Let me show you what you are to him. Consider it our first and final father-son talk.

Here’s Darity in June of last year doing what he does: heaping praise on people like Nikole Hannah-Jones who—for all intents and purposes—has written about reparations as though she’s reporting on an alternate universe where #ADOS simply doesn’t exist.

Here—a few days later in response to Nikole Hannah-Jones—is Yvette doing what she does: defending the presence and the work of the ADOS movement in bringing the country to this point.

As Darity himself later admitted, Yvette’s defense of the movement (here labeled as an “attack”) from someone who is openly dismissive and contemptuous of it is what led to him distancing himself from the movement’s leadership.

Do you think it’s a coincidence that the first time he *ever* starts tweeting about BTP is the day after Yvette made it clear she would never put kid gloves on when it came to defending the movement from Darity’s colleagues? Understand that you were picked by Darity to serve him in a way that Yvette and Antonio had always refused: promotionally.
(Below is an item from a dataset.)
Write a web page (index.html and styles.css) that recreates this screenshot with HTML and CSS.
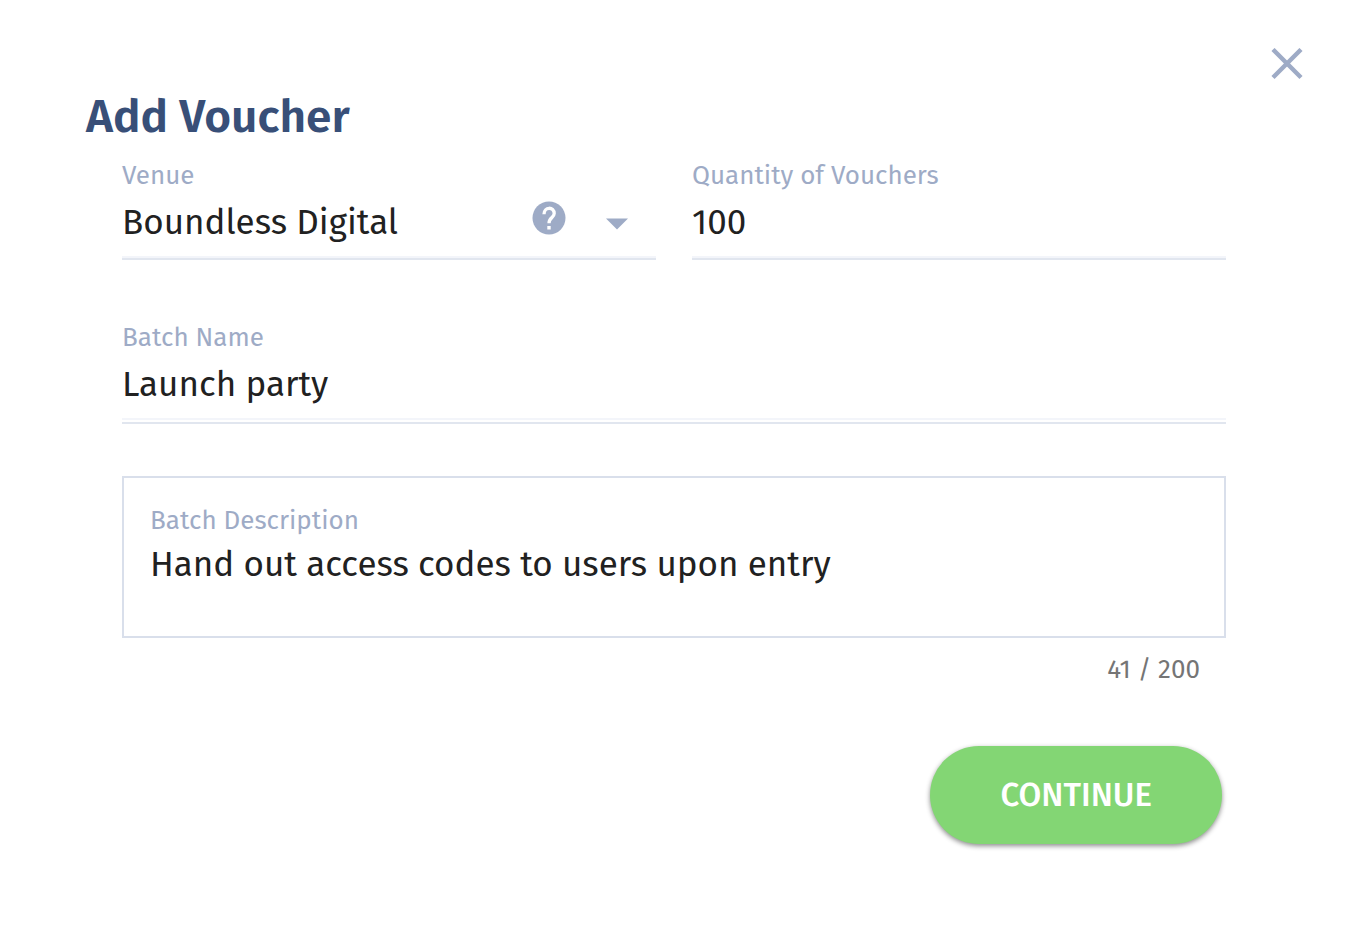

You are being used. I know you don’t care that you’re being used. But I also know that—for all your alpha male this alpha male that talk—that’s a pretty beta position you so proudly inhabit. That’s what can be proven as it relates to BTP and Darity. He saw you as a submissive bunch who would not hesitate to devote their entire platform to advertising his work. He didn’t create BTP; he just made you into his free merchandisers.

You’ll probably be tempted to respond to this. You’ll probably feel like you need to respond to this. I wouldn’t. If I were you, I would honestly stop talking altogether. I’m not even saying that to be mean; I’m giving you advice. I’m saying that it’s literally in your best interest to just stop talking. You and Logic. Because—and I’ll leave you with this—there is a demonstrable negative correlation between the amount of times you open your cavernous mouth and the amount of people who, in turn, just tune you completely the fuck out. Just look at the phenomenon play out over the last month…

Keep up the great self-destructive work. Darity sure knows how to pick ‘em.